Perhaps most helpful is to think of humanity in the image of God as a reflection of human value. Human life is sacred because we are reflections of God. No human life can be treated casually or trivially, even when we are speaking of morally reprehensible individuals. It is not that we have inherent rights, as if I am intrinsically valuable apart from God--more on this subject to come. It is rather the fact that we are loved by God that makes us valuable. We are valuable because we are reflections of God.

9. What is a human being? We are the image of God in some state of relation to God. We are "spirits in bodies." We are social, relational beings that live in communities of storied identity and practice. We are thinking, feeling, choosing things.

[1] Kant argued in The Critique of Pure Reason that we cannot know the world as it is in itself, the "thing in itself" (das Ding an sich). We can only know the world as it appears to us, the "phenomenological" world.

[2] Descartes sharply distinguished the natural world of our bodies from the spiritual world of our souls. This created a sharper dichotomy than had existed before. Prior to Descartes, existence was more of a continuum of being, and the ancient Greeks could think of the soul or life-force as thin material.

Descartes thus creates a distinction between the natural and the "supernatural" realm. Both become entirely separate modes of existence with completely different rules. Modern science can now treat the world as a machine that follows laws. Deism can emerge as a perspective that sees God as creator but not as involved in the world. The spiritual becomes something entirely different than the natural.

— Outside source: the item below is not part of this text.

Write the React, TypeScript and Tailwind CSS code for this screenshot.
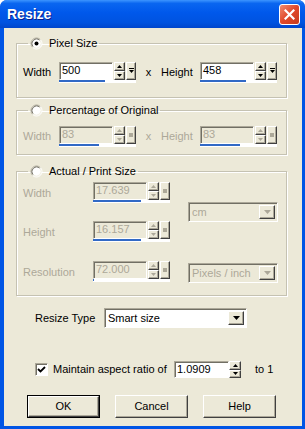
import React from 'react';

const raised =
  'bg-[#ECE9D8] border border-t-white border-l-white border-r-[#404040] border-b-[#404040] shadow-[inset_-1px_-1px_0_#ACA899]';
const sunken =
  'border border-t-[#ACA899] border-l-[#ACA899] border-r-white border-b-white shadow-[inset_1px_1px_0_#716F64]';

const Radio = ({ checked }: { checked?: boolean }) => (
  <svg width="13" height="13" viewBox="0 0 13 13" className="shrink-0">
    <circle cx="6.5" cy="6.5" r="5" fill="#fff" />
    <path d="M2.61 10.39 A5.5 5.5 0 0 1 10.39 2.61" stroke="#ACA899" fill="none" />
    <path d="M3.32 9.68 A4.5 4.5 0 0 1 9.68 3.32" stroke="#716F64" fill="none" />
    <path d="M10.39 2.61 A5.5 5.5 0 0 1 2.61 10.39" stroke="#fff" fill="none" />
    <path d="M9.68 3.32 A4.5 4.5 0 0 1 3.32 9.68" stroke="#F1EFE2" fill="none" />
    {checked && <circle cx="6.5" cy="6.5" r="2" fill="#000" />}
  </svg>
);

const Tri = ({ up, color }: { up?: boolean; color: string }) => (
  <svg width="5" height="3" viewBox="0 0 5 3">
    <path d={up ? 'M2.5 0 L5 3 L0 3 Z' : 'M0 0 L5 0 L2.5 3 Z'} fill={color} />
  </svg>
);

const SpinBox = ({
  value,
  disabled,
  fill,
}: {
  value: string;
  disabled?: boolean;
  fill: string;
}) => {
  const glyph = disabled ? '#ACA899' : '#000';
  return (
    <div className="flex flex-col w-[77px] shrink-0">
      <div className="flex h-[18px]">
        <div
          className={`flex-1 ${sunken} ${disabled ? 'bg-[#ECE9D8] text-[#ACA899]' : 'bg-white text-black'} pl-[2px] leading-[15px]`}
        >
          {value}
        </div>
        <div className="flex flex-col w-[11px] ml-[1px]">
          <div className={`flex-1 ${raised} flex items-center justify-center`}>
            <Tri up color={glyph} />
          </div>
          <div className={`flex-1 ${raised} flex items-center justify-center`}>
            <Tri color={glyph} />
          </div>
        </div>
        <div className={`w-[10px] ml-[1px] ${raised} flex items-center justify-center`}>
          {disabled ? (
            <div className="w-[4px] h-[4px] bg-[#ACA899]" />
          ) : (
            <svg width="5" height="6" viewBox="0 0 5 6">
              <path d="M0 0.5 H5" stroke="#000" />
              <path d="M0 2 L5 2 L2.5 5 Z" fill="#000" />
            </svg>
          )}
        </div>
      </div>
      <div className="h-[3px] bg-white">
        <div className="h-[2px] bg-[#3169C6]" style={{ width: fill }} />
      </div>
    </div>
  );
};

const Dropdown = ({
  value,
  disabled,
  width,
}: {
  value: string;
  disabled?: boolean;
  width: string;
}) => (
  <div
    className={`flex h-[20px] ${width} ${sunken} ${disabled ? 'bg-[#ECE9D8] text-[#ACA899]' : 'bg-white text-black'} p-[2px]`}
  >
    <div className="flex-1 pl-[1px] leading-[14px]">{value}</div>
    <div className={`w-[16px] ${raised} flex items-center justify-center`}>
      <svg width="7" height="4" viewBox="0 0 7 4">
        <path d="M0 0 L7 0 L3.5 4 Z" fill={disabled ? '#ACA899' : '#000'} />
      </svg>
    </div>
  </div>
);

const Group = ({
  label,
  checked,
  className,
  children,
}: {
  label: string;
  checked?: boolean;
  className: string;
  children: React.ReactNode;
}) => (
  <fieldset
    className={`border border-[#C5C2B2] shadow-[inset_1px_1px_0_#fff,1px_1px_0_#fff] px-[6px] ${className}`}
  >
    <legend className="ml-[5px] px-[2px] flex items-center gap-[6px] h-[14px] text-black">
      <Radio checked={checked} />
      <span>{label}</span>
    </legend>
    {children}
  </fieldset>
);

const Button = ({ label, def }: { label: string; def?: boolean }) => (
  <div className={`w-[73px] h-[23px] ${def ? 'border border-black' : ''}`}>
    <div
      className={`w-full h-full ${raised} flex items-center justify-center text-black`}
    >
      {label}
    </div>
  </div>
);

export default function App() {
  return (
    <div className="w-[305px] h-[429px] flex flex-col bg-[#0055E5] rounded-t-[7px] overflow-hidden font-['Liberation_Sans',Arial,sans-serif] text-[11px] select-none">
      <div className="h-[28px] shrink-0 flex items-center justify-between pl-[7px] pr-[5px] bg-[linear-gradient(to_bottom,#3D95FF_0%,#0A66F0_12%,#0058EB_45%,#0053E0_80%,#0046CC_100%)]">
        <span className="text-white font-bold text-[14px] [text-shadow:1px_1px_0_#0A1E8C]">Resize</span>
        <div className="w-[21px] h-[21px] rounded-[3px] border border-white bg-[linear-gradient(135deg,#F08C70_0%,#E0482A_50%,#C73C1E_100%)] flex items-center justify-center">
          <svg width="11" height="11" viewBox="0 0 11 11">
            <path d="M1.5 1.5 L9.5 9.5 M9.5 1.5 L1.5 9.5" stroke="#fff" strokeWidth="2.2" strokeLinecap="square" />
          </svg>
        </div>
      </div>

      <div className="flex-1 ml-[4px] mr-[3px] mb-[3px] bg-[#ECE9D8] pl-[12px] pr-[15px] pt-[8px] flex flex-col">
        <Group label="Pixel Size" checked className="pb-[14px]">
          <div className="flex items-center mt-[12px]">
            <span className="w-[36px]">Width</span>
            <SpinBox value="500" fill="46px" />
            <span className="w-[25px] text-center">x</span>
            <span className="w-[39px]">Height</span>
            <SpinBox value="458" fill="46px" />
          </div>
        </Group>

        <Group label="Percentage of Original" className="mt-[5px] pb-[7px]">
          <div className="flex items-center mt-[9px] text-[#ACA899]">
            <span className="w-[36px]">Width</span>
            <SpinBox value="83" fill="40px" disabled />
            <span className="w-[25px] text-center">x</span>
            <span className="w-[39px]">Height</span>
            <SpinBox value="83" fill="40px" disabled />
          </div>
        </Group>

        <Group label="Actual / Print Size" className="mt-[9px] pb-[12px]">
          <div className="grid grid-cols-[70px_77px_108px] gap-y-[18px] mt-[4px] text-[#ACA899] items-center">
            <span className="mt-[2px]">Width</span>
            <SpinBox value="17.639" fill="48px" disabled />
            <div className="row-span-2 self-center pl-[18px]">
              <Dropdown value="cm" disabled width="w-[90px]" />
            </div>
            <span className="mt-[2px]">Height</span>
            <SpinBox value="16.157" fill="48px" disabled />
            <span className="mt-[2px]">Resolution</span>
            <SpinBox value="72.000" fill="1px" disabled />
            <div className="mt-[3px] pl-[18px]">
              <Dropdown value="Pixels / inch" disabled width="w-[90px]" />
            </div>
          </div>
        </Group>

        <div className="flex items-center mt-[12px] pl-[19px]">
          <span className="w-[69px]">Resize Type</span>
          <Dropdown value="Smart size" width="w-[143px]" />
        </div>

        <div className="flex items-center mt-[33px] pl-[19px]">
          <div className={`w-[13px] h-[13px] bg-white ${sunken} flex items-center justify-center`}>
            <svg width="9" height="9" viewBox="0 0 9 9">
              <path d="M1 4 L3.5 6.5 L8 2" stroke="#000" strokeWidth="1.8" fill="none" />
            </svg>
          </div>
          <span className="ml-[5px] w-[121px]">Maintain aspect ratio of</span>
          <div className="flex h-[17px] w-[67px]">
            <div className={`flex-1 bg-white ${sunken} pl-[2px] leading-[14px]`}>1.0909</div>
            <div className="flex flex-col w-[12px]">
              <div className={`flex-1 ${raised} flex items-center justify-center`}>
                <Tri up color="#000" />
              </div>
              <div className={`flex-1 ${raised} flex items-center justify-center`}>
                <Tri color="#000" />
              </div>
            </div>
          </div>
          <span className="ml-[14px]">to 1</span>
        </div>

        <div className="flex gap-[15px] mt-[17px] pl-[11px]">
          <Button label="OK" def />
          <Button label="Cancel" />
          <Button label="Help" />
        </div>
      </div>
    </div>
  );
}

See especially Charles Taylor, Sources of the Self: The Making of Modern Identity (Cambridge, MA: Harvard University, 1992).

[3] The Bible has more than one picture of the soul, all of which give truths about human identity. These reflected the "psychological" paradigms of the various cultures within the Bible. Treating the eschatological whole of an individual as a person's soul leans toward the Hebrew construct that talked of the human nephesh as the whole living being. Treating it as a part of a person leans toward the Platonic detachable soul. Both images can be useful.

[4] God has no sexual organs. God is thus not literally male. This is a metaphor, an anthropomorphism, a portrayal of God in human terms to help us capture a glimpse of God in one aspect.

[5] While the term worldview is often limited to ideological systems, N. T. Wright helpfully expands it also to include core practices and rituals, key symbols, and common narratives. See N. T. Wright, The New Testament and the People of God (Minneapolis: Fortress, 1992).

[6] Cf. especially, Portraits of Paul: An Archaeology of Ancient Personality (Louisville: Westminster John Knox, 1992).

[7] Paradigms are particular patterns and systems of understanding by which people at a particular time and place process the data of the world. These change over time and are an element of culture. See Thomas Kuhn, The Structure of Scientific Revolutions 4th ed. (Chicago: University of Chicago, 2012). A worldview is a collection of paradigms that show coherent patterns. As mentioned in n.5, a more holistic understanding of worldview moves beyond the ideological to the cultural.

[8] Dr. Glenn Martin. I generally disagreed with Dr. Martin's overall perspective, which I considered unreflective in its foundations. However, I agreed with him on this point.

[9] E.g., in his sermon "On the New Birth."